According to the Staten Island Advance, Quinlan has been in business for some 125 years, and its building is even older, dating back to the early 1800s.
Washing machines and nectarines under one roof. Take a look inside.
Looking into the woods behind the track at the edge of Corporal Thompson Park, you can see a bunch of tombstones in the distance. They're part of an agglomeration of five old cemeteries — including a Native American burial ground — that were long abandoned before being cleaned up in recent years by an organization called Friends of Abandoned Cemeteries of Staten Island. (I later got a much closer look at some of the stones from a narrow little street that loops down from Richmond Terrace.)

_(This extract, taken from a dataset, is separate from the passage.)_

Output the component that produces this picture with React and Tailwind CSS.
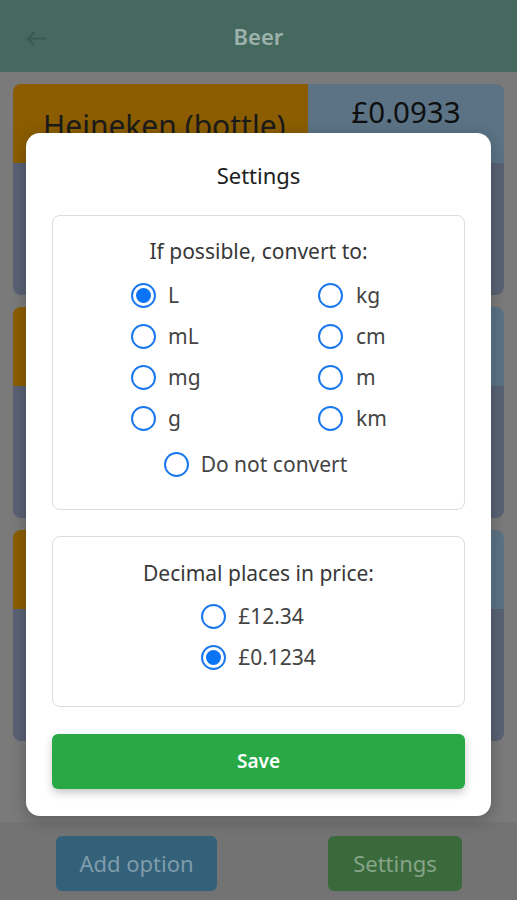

This plaque in Corporal Thompson Park announces the presence of an artwork that's no longer here: Broadway Starship, a 1985 "playsculpture" dedicated to the children of West Brighton. The piece was created by Elizabeth Egbert, the former head of the Staten Island Museum, who passed away in the time since I took this photo.
Recently opened on the former site of the old Blissenbach Marina, a contaminated boatyard owned by the now-defunct Marine Power and Light Corporation (whose adjacent building we saw in the previous photo), this is the city's "first post-Hurricane Sandy resilient waterfront park". You can see some not terribly impressive photos of the place here.
This is the western edge of the Caddell Dry Dock and Repair Company's facilities, which stretch for more than half a mile along Richmond Terrace.